Bon. Et si nous prenions les choses par un autre bout ? Il y a au moins trois (quatre) bonnes nouvelles dans cette histoire de porte

-D’abord, première bonne nouvelle, c’est qu’elle existe, cette porte ! Il y a une issue, un accès, une ouverture, vers ce que Jésus appelle la vraie vie, ou le royaume. Et pour dire le bonheur qui y règne, dans ce royaume de justice et de paix, il reprend l’image d’un festin souvent utilisée dans l’Ancien Testament. De l’autre côté, c’est l’injustice, les pleurs et les grincements de dents que nous connaissons bien, hélas.


-Ensuite, seconde bonne nouvelle, c’est qu’il y a moyen d’entrer, moyennant un effort. Jésus volontairement ne répond pas à la question théorique de savoir combien de gens seront sauvés ; il préfère nous tourner vers l’agir : « Efforcez-vous ! »  - agōnizomai en grec, oui, cela évoque une agonie, une étape où il faut mourir à soi-même. Car il s’agit bien d’une question de vie ou de mort, et non une cure de détox pour le bien-être personnel comme certains voient la religion ! Mais si cet effort agonique porte ses fruits, c’est dans la mesure où mourir à soi permet de se tourner vers les autres et vers Dieu ; et, dans ce cas, l’ouverture de la porte nous paraîtra évidente puisque nous ne serons pas encombrés par notre moi, cet ego qui nous aveugle et nous rend sourd à nos frères humains.
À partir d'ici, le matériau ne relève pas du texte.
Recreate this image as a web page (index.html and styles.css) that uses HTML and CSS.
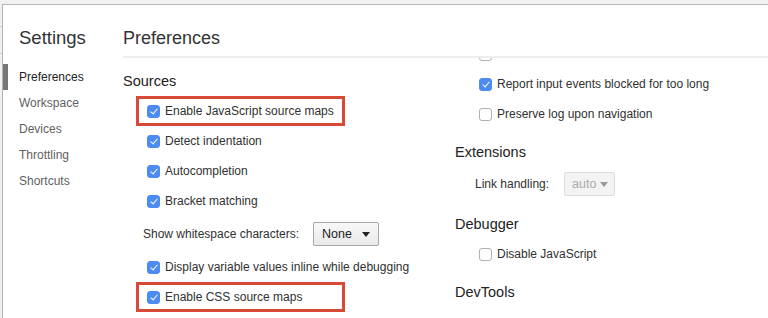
FILE: index.html
```html
<!DOCTYPE html>
<html lang="en">
<head>
    <meta charset="UTF-8">
    <title>Settings</title>
    <link rel="stylesheet" href="styles.css">
</head>
<body>
    <div class="dialog">
        <div class="sidebar">
            <div class="sidebarTitle">Settings</div>
            <ul class="tabs">
                <li class="active">Preferences</li>
                <li>Workspace</li>
                <li>Devices</li>
                <li>Throttling</li>
                <li>Shortcuts</li>
            </ul>
        </div>
        <div class="main">
            <div class="header">Preferences</div>
            <div class="content">
                <div class="column">
                    <div class="section">Sources</div>
                    <div class="row mark"><span class="box checked"></span>Enable JavaScript source maps</div>
                    <div class="row"><span class="box checked"></span>Detect indentation</div>
                    <div class="row"><span class="box checked"></span>Autocompletion</div>
                    <div class="row"><span class="box checked"></span>Bracket matching</div>
                    <div class="row field">Show whitespace characters:<span class="select">None<i class="arrow"></i></span></div>
                    <div class="row"><span class="box checked"></span>Display variable values inline while debugging</div>
                    <div class="row mark"><span class="box checked"></span>Enable CSS source maps</div>
                </div>
                <div class="column right">
                    <div class="row"><span class="box"></span>Enable custom formatters</div>
                    <div class="row"><span class="box checked"></span>Report input events blocked for too long</div>
                    <div class="row"><span class="box"></span>Preserve log upon navigation</div>
                    <div class="section">Extensions</div>
                    <div class="row field">Link handling:<span class="select disabled">auto<i class="arrow"></i></span></div>
                    <div class="section">Debugger</div>
                    <div class="row"><span class="box"></span>Disable JavaScript</div>
                    <div class="section">DevTools</div>
                </div>
            </div>
        </div>
    </div>
</body>
</html>
```

FILE: styles.css
```css
*{
    padding: 0px;
    margin: 0px;
    list-style: none;
    box-sizing: border-box;
}
html, body{
    height: 100%;
    overflow: hidden;
}
body{
    padding: 4px 0px 0px 2px;
    background: #f1f1f1;
    background-image: linear-gradient(#c9c9c9, #c9c9c9), linear-gradient(#c9c9c9, #c9c9c9);
    background-size: 2px 1px, 2px 1px;
    background-position: 0px 26px, 0px 53px;
    background-repeat: no-repeat;
    font-family: "Liberation Sans", Arial, sans-serif;
    font-size: 12px;
    color: #333;
}
.dialog{
    display: flex;
    height: 100%;
    background: #fff;
    border-top: 1px solid #b4b4b4;
    border-left: 1px solid #b4b4b4;
}
.sidebar{
    width: 120px;
    flex-shrink: 0;
}
.sidebarTitle{
    padding: 22px 0px 0px 16px;
    height: 59px;
    font-size: 18.5px;
    line-height: 22px;
    color: #333;
}
.tabs li{
    height: 26px;
    line-height: 26px;
    font-size: 12px;
    color: #5f5f5f;
    border-left: 5px solid transparent;
    padding-left: 11px;
}
.tabs .active{
    color: #222;
    border-left-color: #777;
}
.main{
    flex: 1;
    display: flex;
    flex-direction: column;
    min-width: 0px;
}
.header{
    height: 53px;
    padding-top: 22px;
    font-size: 18px;
    line-height: 22px;
    color: #333;
    border-bottom: 2px solid #eeeeee;
}
.content{
    flex: 1;
    display: flex;
    overflow: hidden;
}
.column{
    width: 332px;
    flex-shrink: 0;
}
.column.right{
    margin-top: -19px;
}
.section{
    margin: 13px 0px 5px;
    font-size: 14.5px;
    line-height: 20px;
    color: #222;
}
.row{
    display: flex;
    align-items: center;
    height: 30px;
    padding-left: 24px;
    white-space: nowrap;
    color: #303030;
}
.row.mark{
    width: 209px;
    margin-left: 13px;
    padding-left: 8px;
    border: 3px solid #d84a38;
}
.row.field{
    height: 36px;
    padding-left: 20px;
}
.column.right .row.field{
    height: 34px;
}
.box{
    flex-shrink: 0;
    width: 13px;
    height: 13px;
    margin-right: 5px;
    border: 1px solid #b0b0b0;
    border-radius: 3px;
    background: #fff;
    position: relative;
}
.box.checked{
    border-color: #4b8bf2;
    background: #4b8bf2;
}
.box.checked::after{
    content: "";
    position: absolute;
    left: 3.5px;
    top: 1.5px;
    width: 3px;
    height: 6px;
    border-right: 1.6px solid #fff;
    border-bottom: 1.6px solid #fff;
    transform: rotate(40deg);
}
.select{
    display: inline-flex;
    align-items: center;
    justify-content: space-between;
    flex-shrink: 0;
    width: 66px;
    height: 24px;
    margin-left: 14px;
    padding: 0px 8px 0px 8px;
    border: 1px solid #a6a6a6;
    border-radius: 2px;
    background: linear-gradient(#f8f8f8, #e9e9e9);
    color: #222;
    font-size: 12.5px;
}
.select.disabled{
    width: 51px;
    margin-left: 15px;
    padding: 0px 6px 0px 7px;
    border-color: #dcdcdc;
    background: #f3f3f3;
    color: #aaa;
}
.arrow{
    width: 0px;
    height: 0px;
    border-left: 4.5px solid transparent;
    border-right: 4.5px solid transparent;
    border-top: 5px solid #222;
}
.select.disabled .arrow{
    border-top-color: #9a9a9a;
}
```
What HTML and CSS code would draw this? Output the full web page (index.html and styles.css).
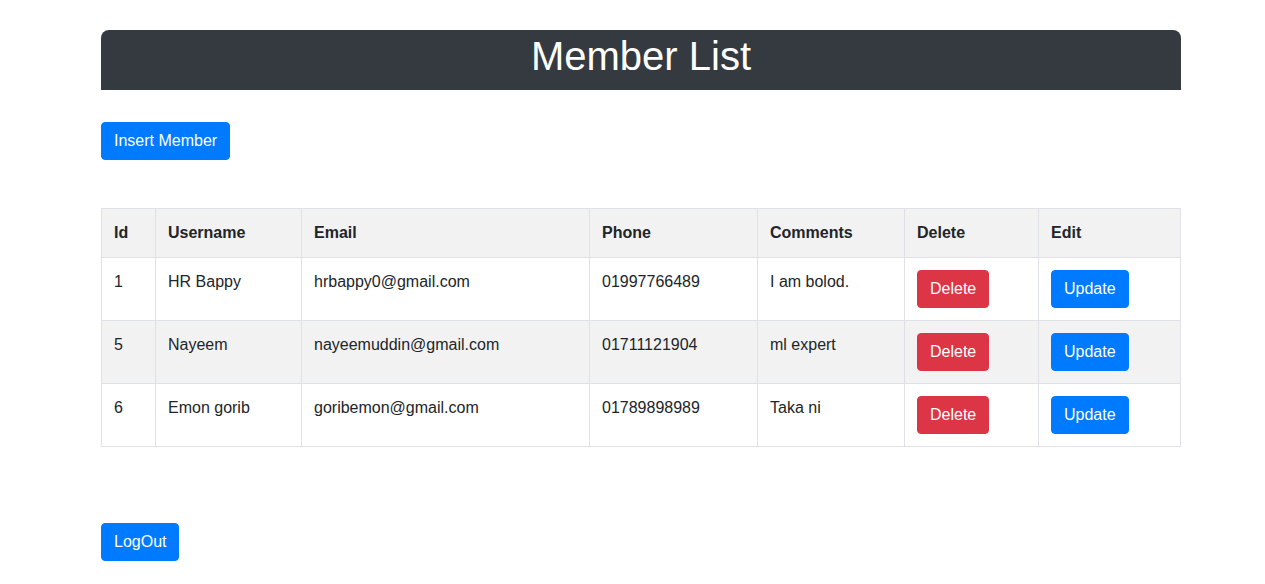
FILE: index.html
```html
<!DOCTYPE html>
<html>
<head>
<meta charset="utf-8">
<link rel="stylesheet" href="styles.css">
</head>
<body>
<div class="page">
  <div class="banner"><h1 class="title">Member List</h1></div>
  <div class="actions"><a class="btn btn-primary">Insert Member</a></div>
  <table class="members">
    <colgroup>
      <col class="c-id"><col class="c-user"><col class="c-email"><col class="c-phone"><col class="c-comments"><col class="c-delete"><col class="c-edit">
    </colgroup>
    <tbody>
      <tr class="head"><th>Id</th><th>Username</th><th>Email</th><th>Phone</th><th>Comments</th><th>Delete</th><th>Edit</th></tr>
      <tr><td>1</td><td>HR Bappy</td><td>hrbappy0@gmail.com</td><td>01997766489</td><td>I am bolod.</td><td><a class="btn btn-danger">Delete</a></td><td><a class="btn btn-primary">Update</a></td></tr>
      <tr class="striped"><td>5</td><td>Nayeem</td><td>nayeemuddin@gmail.com</td><td>01711121904</td><td>ml expert</td><td><a class="btn btn-danger">Delete</a></td><td><a class="btn btn-primary">Update</a></td></tr>
      <tr><td>6</td><td>Emon gorib</td><td>goribemon@gmail.com</td><td>01789898989</td><td>Taka ni</td><td><a class="btn btn-danger">Delete</a></td><td><a class="btn btn-primary">Update</a></td></tr>
    </tbody>
  </table>
  <div class="footer-actions"><a class="btn btn-primary">LogOut</a></div>
</div>
</body>
</html>
```

FILE: styles.css
```css
html, body {
  margin: 0;
  padding: 0;
  background: #fff;
}
body {
  font-family: "Liberation Sans", Arial, sans-serif;
  font-size: 16px;
  line-height: 1.5;
  color: #212529;
}
.page {
  width: 1080px;
  margin-left: 101px;
  padding-top: 30px;
}
.banner {
  background: #343a40;
  height: 60px;
  box-sizing: border-box;
  padding-bottom: 8px;
  border-radius: 8px 8px 0 0;
  display: flex;
  align-items: center;
  justify-content: center;
}
.title {
  margin: 0;
  color: #fff;
  font-weight: 400;
  font-size: 40px;
  line-height: 48px;
}
.actions {
  margin-top: 32px;
  margin-bottom: 48px;
}
.btn {
  display: inline-block;
  box-sizing: border-box;
  height: 38px;
  padding: 6px 12px;
  font-size: 16px;
  line-height: 24px;
  border: 1px solid transparent;
  border-radius: 4px;
  color: #fff;
  text-decoration: none;
  cursor: pointer;
  vertical-align: top;
}
.btn-primary { background: #007bff; border-color: #007bff; }
.btn-danger { background: #dc3545; border-color: #dc3545; }
.members {
  width: 1079px;
  border-collapse: collapse;
  table-layout: fixed;
}
.c-id { width: 54px; }
.c-user { width: 146px; }
.c-email { width: 288px; }
.c-phone { width: 168px; }
.c-comments { width: 147px; }
.c-delete { width: 134px; }
.c-edit { width: 142px; }
.members th, .members td {
  border: 1px solid #dee2e6;
  padding: 12px;
  text-align: left;
  vertical-align: top;
  line-height: 24px;
}
.members th { font-weight: 700; }
.members tr.head, .members tr.striped { background: #f2f2f2; }
.footer-actions {
  margin-top: 76px;
}
```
Mais au contraire, joyeux déjà de pouvoir contribuer au bonheur de ceux qui nous entourent, en « redressant les mains inertes et les genoux qui fléchissent » (2de lecture).
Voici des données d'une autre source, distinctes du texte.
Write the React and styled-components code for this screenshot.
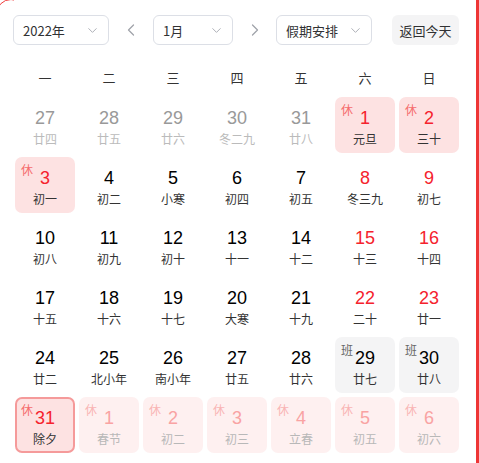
import React from "react";
import styled, { createGlobalStyle } from "styled-components";
import { ChevronDown, ChevronLeft, ChevronRight } from "lucide-react";

const GlobalStyle = createGlobalStyle`
  html, body {
    margin: 0;
    padding: 0;
    background: #fff;
  }
  body {
    font-family: "Liberation Sans", "Noto Sans CJK SC", sans-serif;
  }
`;

const Page = styled.div`
  position: relative;
  width: 476px;
  height: 463px;
  border-right: 3px solid #ee3535;
  background: #fff;
  overflow: hidden;
`;

const CornerClip = styled.div`
  position: absolute;
  left: 0;
  top: 0;
  width: 14px;
  height: 7px;
  overflow: hidden;
`;

const CornerArc = styled.div`
  position: absolute;
  left: -4px;
  top: -1px;
  width: 30px;
  height: 30px;
  box-sizing: border-box;
  border-radius: 50%;
  border: 1.5px solid #f03c3c;
`;

const Header = styled.div`
  display: flex;
  align-items: center;
  padding: 15px 0 0 13px;
  height: 30px;
`;

const Select = styled.div`
  box-sizing: border-box;
  width: ${(p) => p.$w}px;
  height: 30px;
  display: flex;
  align-items: center;
  justify-content: space-between;
  padding: 0 8px 0 9px;
  border: 1px solid #dcdfe6;
  border-radius: 6px;
  font-family: "Noto Sans CJK SC", sans-serif;
  font-size: 13px;
  color: #303133;
`;

const Arrow = styled.div`
  width: ${(p) => p.$w}px;
  display: flex;
  justify-content: center;
  color: #a0a3aa;
`;

const TodayButton = styled.div`
  margin-left: 20px;
  width: 67px;
  height: 30px;
  display: flex;
  align-items: center;
  justify-content: center;
  background: #f4f4f5;
  border-radius: 6px;
  font-family: "Noto Sans CJK SC", sans-serif;
  font-size: 13px;
  color: #303133;
`;

const Grid = styled.div`
  display: grid;
  grid-template-columns: repeat(7, 60px);
  column-gap: 4px;
  row-gap: 4px;
  padding-left: 15px;
`;

const WeekHead = styled.div`
  height: 30px;
  margin-top: 17px;
  margin-bottom: 1px;
  display: flex;
  align-items: center;
  justify-content: center;
  font-family: "Noto Sans CJK SC", sans-serif;
  font-size: 13px;
  color: #333;
`;

const cellBg = {
  rest: "#fde2e2",
  work: "#f4f4f5",
  restDim: "#fef0f0",
};

const Cell = styled.div`
  position: relative;
  box-sizing: border-box;
  height: 56px;
  border-radius: 7px;
  background: ${(p) => cellBg[p.$kind] || "transparent"};
  border: ${(p) => (p.$selected ? "2px solid #f59a9a" : "none")};
  display: flex;
  flex-direction: column;
  align-items: center;
  padding-top: ${(p) => (p.$selected ? 9 : 11)}px;
`;

const Tag = styled.span`
  position: absolute;
  left: ${(p) => (p.$selected ? 4 : 6)}px;
  top: ${(p) => (p.$selected ? 2 : 4)}px;
  font-family: "Noto Sans CJK SC", sans-serif;
  font-size: 12px;
  color: ${(p) => p.$color};
`;

const Num = styled.div`
  font-size: 18px;
  line-height: 20px;
  color: ${(p) => p.$color};
`;

const Lunar = styled.div`
  margin-top: 3px;
  font-family: "Noto Sans CJK SC", sans-serif;
  font-size: 12px;
  line-height: 16px;
  color: ${(p) => p.$color};
`;

const weekdays = ["一", "二", "三", "四", "五", "六", "日"];

// t: prev | normal | red | rest | work | restDim
const days = [
  [27, "廿四", "prev"], [28, "廿五", "prev"], [29, "廿六", "prev"], [30, "冬二九", "prev"], [31, "廿八", "prev"], [1, "元旦", "rest"], [2, "三十", "rest"],
  [3, "初一", "rest"], [4, "初二"], [5, "小寒"], [6, "初四"], [7, "初五"], [8, "冬三九", "red"], [9, "初七", "red"],
  [10, "初八"], [11, "初九"], [12, "初十"], [13, "十一"], [14, "十二"], [15, "十三", "red"], [16, "十四", "red"],
  [17, "十五"], [18, "十六"], [19, "十七"], [20, "大寒"], [21, "十九"], [22, "二十", "red"], [23, "廿一", "red"],
  [24, "廿二"], [25, "北小年"], [26, "南小年"], [27, "廿五"], [28, "廿六"], [29, "廿七", "work"], [30, "廿八", "work"],
  [31, "除夕", "rest", true], [1, "春节", "restDim"], [2, "初二", "restDim"], [3, "初三", "restDim"], [4, "立春", "restDim"], [5, "初五", "restDim"], [6, "初六", "restDim"],
];

const styleFor = (t) => {
  switch (t) {
    case "prev":
      return { num: "#999", lunar: "#bbb" };
    case "red":
      return { num: "#f5222d", lunar: "#333" };
    case "rest":
      return { num: "#f5222d", lunar: "#333", tag: "休", tagColor: "#f56c6c" };
    case "work":
      return { num: "#000", lunar: "#333", tag: "班", tagColor: "#666" };
    case "restDim":
      return { num: "#f9a3a3", lunar: "#b8b8b8", tag: "休", tagColor: "#f9b4b4" };
    default:
      return { num: "#000", lunar: "#333" };
  }
};

export default function App() {
  return (
    <Page>
      <GlobalStyle />
      <CornerClip>
        <CornerArc />
      </CornerClip>
      <Header>
        <Select $w={96}>
          <span>2022年</span>
          <ChevronDown size={15} color="#a8abb2" strokeWidth={1.5} />
        </Select>
        <Arrow $w={44}>
          <ChevronLeft size={20} strokeWidth={1.5} />
        </Arrow>
        <Select $w={80}>
          <span>1月</span>
          <ChevronDown size={15} color="#a8abb2" strokeWidth={1.5} />
        </Select>
        <Arrow $w={43}>
          <ChevronRight size={20} strokeWidth={1.5} />
        </Arrow>
        <Select $w={96}>
          <span>假期安排</span>
          <ChevronDown size={15} color="#a8abb2" strokeWidth={1.5} />
        </Select>
        <TodayButton>返回今天</TodayButton>
      </Header>
      <Grid>
        {weekdays.map((w) => (
          <WeekHead key={w}>{w}</WeekHead>
        ))}
        {days.map(([n, lunar, t, selected], i) => {
          const s = styleFor(t);
          return (
            <Cell key={i} $kind={t} $selected={selected}>
              {s.tag && (
                <Tag $color={s.tagColor} $selected={selected}>
                  {s.tag}
                </Tag>
              )}
              <Num $color={s.num}>{n}</Num>
              <Lunar $color={s.lunar}>{lunar}</Lunar>
            </Cell>
          );
        })}
      </Grid>
    </Page>
  );
}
-Alors, la troisième bonne nouvelle, c’est que c’est Jésus lui-même qui nous tient la porte, cette porte qu’il a lui-même ouverte par sa résurrection en déchirant le rideau de la mort. Et même, comme il le dit dans St Jean, la porte, c’est Lui. Il faut donc pour entrer dans la Vie, le connaître lui le Christ (connaître au sens fort, c’est-à-dire une relation vraie et profonde). Il ne servira à rien de dire : « Nous avons mangé et bu en ta présence, tu as enseigné sur nos places… »  Il faut vivre comme Lui, tourné vers son Père et vers les autres. Le catéchisme, les communions, et même la messe (manger et boire en Sa présence), cela ne suffit pas. Il faut vivre le Christ, devenir le Christ. Alors la porte s’ouvre d’elle-même.
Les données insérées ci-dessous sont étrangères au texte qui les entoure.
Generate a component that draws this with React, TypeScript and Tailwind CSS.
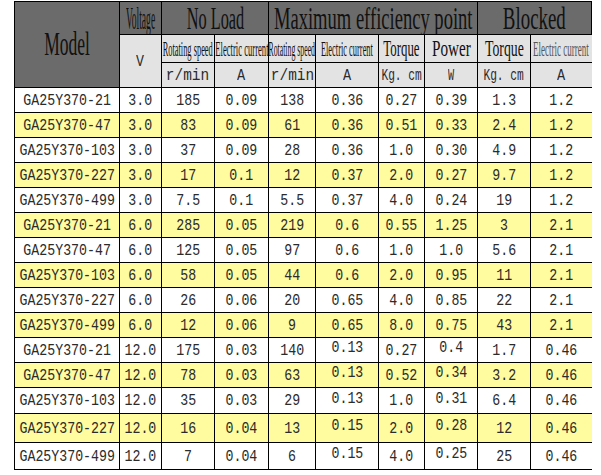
import React from 'react'

const cols = [
  'w-[105px]',
  'w-[42px]',
  'w-[53px]',
  'w-[54px]',
  'w-[47px]',
  'w-[63px]',
  'w-[46px]',
  'w-[53px]',
  'w-[53px]',
  'w-[61px]',
]

const rows = [
  ['GA25Y370-21', '3.0', '185', '0.09', '138', '0.36', '0.27', '0.39', '1.3', '1.2'],
  ['GA25Y370-47', '3.0', '83', '0.09', '61', '0.36', '0.51', '0.33', '2.4', '1.2'],
  ['GA25Y370-103', '3.0', '37', '0.09', '28', '0.36', '1.0', '0.30', '4.9', '1.2'],
  ['GA25Y370-227', '3.0', '17', '0.1', '12', '0.37', '2.0', '0.27', '9.7', '1.2'],
  ['GA25Y370-499', '3.0', '7.5', '0.1', '5.5', '0.37', '4.0', '0.24', '19', '1.2'],
  ['GA25Y370-21', '6.0', '285', '0.05', '219', '0.6', '0.55', '1.25', '3', '2.1'],
  ['GA25Y370-47', '6.0', '125', '0.05', '97', '0.6', '1.0', '1.0', '5.6', '2.1'],
  ['GA25Y370-103', '6.0', '58', '0.05', '44', '0.6', '2.0', '0.95', '11', '2.1'],
  ['GA25Y370-227', '6.0', '26', '0.06', '20', '0.65', '4.0', '0.85', '22', '2.1'],
  ['GA25Y370-499', '6.0', '12', '0.06', '9', '0.65', '8.0', '0.75', '43', '2.1'],
  ['GA25Y370-21', '12.0', '175', '0.03', '140', '0.13', '0.27', '0.4', '1.7', '0.46'],
  ['GA25Y370-47', '12.0', '78', '0.03', '63', '0.13', '0.52', '0.34', '3.2', '0.46'],
  ['GA25Y370-103', '12.0', '35', '0.03', '29', '0.13', '1.0', '0.31', '6.4', '0.46'],
  ['GA25Y370-227', '12.0', '16', '0.04', '13', '0.15', '2.0', '0.28', '12', '0.46'],
  ['GA25Y370-499', '12.0', '7', '0.04', '6', '0.15', '4.0', '0.25', '25', '0.46'],
]

const heights = [
  'h-[25px]', 'h-[25px]', 'h-[25px]', 'h-[25px]', 'h-[25px]',
  'h-[25px]', 'h-[25px]', 'h-[25px]', 'h-[25px]', 'h-[25px]',
  'h-[25px]', 'h-[25px]', 'h-[26px]', 'h-[29px]', 'h-[27px]',
]

const units = [
  ['r/min', '[transform:scaleX(0.85)]'],
  ['A', '[transform:scaleX(0.8)]'],
  ['r/min', '[transform:scaleX(0.85)]'],
  ['A', '[transform:scaleX(0.8)]'],
  ['Kg. cm', '[transform:scaleX(0.66)]'],
  ['W', '[transform:scaleX(0.6)]'],
  ['Kg. cm', '[transform:scaleX(0.66)]'],
  ['A', '[transform:scaleX(0.8)]'],
]

// condensed text: centred even when wider than its cell, then squeezed
const T = ({ children, cls }: { children: React.ReactNode; cls: string }) => (
  <div className="flex justify-center">
    <span className={`shrink-0 whitespace-nowrap ${cls}`}>{children}</span>
  </div>
)

const serif = "font-['Liberation_Serif',serif] font-normal leading-none text-[#111]"
const mono = "font-['Liberation_Mono',monospace] font-normal text-[17px] leading-none text-[#2b2b2b]"
const cell = 'border border-black p-0 text-center align-middle overflow-hidden'

const App = () => {
  return (
    <div className="w-[601px] h-[475px] bg-white overflow-hidden">
      <table className="ml-[14px] mt-px w-[577px] table-fixed border-collapse">
        <colgroup>
          {cols.map((c, i) => (
            <col key={i} className={c} />
          ))}
        </colgroup>
        <thead>
          <tr className="h-[33px] bg-[#6b6b6b]">
            <th rowSpan={3} className={`${cell} ${serif} text-[33px]`}>
              <T cls="[transform:scaleX(0.53)]">Model</T>
            </th>
            <th className={`${cell} ${serif} text-[32px]`}>
              <T cls="[transform:scaleX(0.3)]">Voltage</T>
            </th>
            <th colSpan={2} className={`${cell} ${serif} text-[32px]`}>
              <T cls="[transform:scaleX(0.51)]">No Load</T>
            </th>
            <th colSpan={4} className={`${cell} ${serif} text-[32px]`}>
              <T cls="[transform:scaleX(0.58)]">Maximum efficiency point</T>
            </th>
            <th colSpan={2} className={`${cell} ${serif} text-[32px]`}>
              <T cls="[transform:scaleX(0.59)]">Blocked</T>
            </th>
          </tr>
          <tr className="h-[28px] bg-[#e3e3e3]">
            <th rowSpan={2} className={`${cell} ${mono}`}>
              <T cls="[transform:scaleX(0.78)]">V</T>
            </th>
            <th className={`${cell} ${serif} text-[20px]`}>
              <T cls="[transform:scaleX(0.42)]">Rotating speed</T>
            </th>
            <th className={`${cell} ${serif} text-[20px]`}>
              <T cls="[transform:scaleX(0.43)]">Electric current</T>
            </th>
            <th className={`${cell} ${serif} text-[20px]`}>
              <T cls="[transform:scaleX(0.39)]">Rotating speed</T>
            </th>
            <th className={`${cell} ${serif} text-[20px]`}>
              <T cls="[transform:scaleX(0.42)]">Electric current</T>
            </th>
            <th className={`${cell} ${serif} text-[23px]`}>
              <T cls="[transform:scaleX(0.56)]">Torque</T>
            </th>
            <th className={`${cell} ${serif} text-[23px]`}>
              <T cls="[transform:scaleX(0.66)]">Power</T>
            </th>
            <th className={`${cell} ${serif} text-[23px]`}>
              <T cls="[transform:scaleX(0.6)]">Torque</T>
            </th>
            <th className={`${cell} border-r-0 ${serif} text-[20px] text-[#555]`}>
              <T cls="[transform:scaleX(0.45)]">Electric current</T>
            </th>
          </tr>
          <tr className="h-[25px] bg-[#e3e3e3]">
            {units.map(([u, s], i) => (
              <th key={i} className={`${cell} ${mono} ${i === 7 ? 'border-r-0' : ''}`}>
                <T cls={s}>{u}</T>
              </th>
            ))}
          </tr>
        </thead>
        <tbody>
          {rows.map((r, ri) => (
            <tr key={ri} className={`${heights[ri]} ${ri % 2 === 1 ? 'bg-[#fffb9f]' : 'bg-white'}`}>
              {r.map((v, ci) => (
                <td
                  key={ci}
                  className={`${cell} ${mono} ${ci === 9 ? 'border-r-0' : ''} ${
                    ri >= 10 && (ci === 5 || ci === 7) ? 'pb-[5px]' : ''
                  }`}
                >
                  <T cls="[transform:scaleX(0.78)]">{v}</T>
                </td>
              ))}
            </tr>
          ))}
        </tbody>
      </table>
    </div>
  )
}

export default App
-Et enfin, dernière bonne nouvelle, s’il est vrai qu’il y aura des surprises, que des premiers seront derniers et que des gens à qui on ne s’attendait pas seront admis aux premières places, Jésus nous dit quand même – et c’est aussi vraiment une bonne nouvelle ! – qu’ils seront nombreux à venir de l’Orient et de l’Occident, du nord et du midi, « les rescapés des nations » comme les appelle Isaïe (1è lecture). Ces mêmes nations (donc les païens, ceux qui ne connaissent donc pas la foi), le Seigneur les rassemblera et elles verront sa gloire. « Car je (Dieu) connais leurs actions et leurs pensées », dit Isaïe. Dieu ne met pas de limite de race, d’origine et même de croyance à son salut, ce qui compte ce sont les actions et les pensées qui doivent être justes, ajustées : « produire un fruit de paix et de justice » (Héb 12,11).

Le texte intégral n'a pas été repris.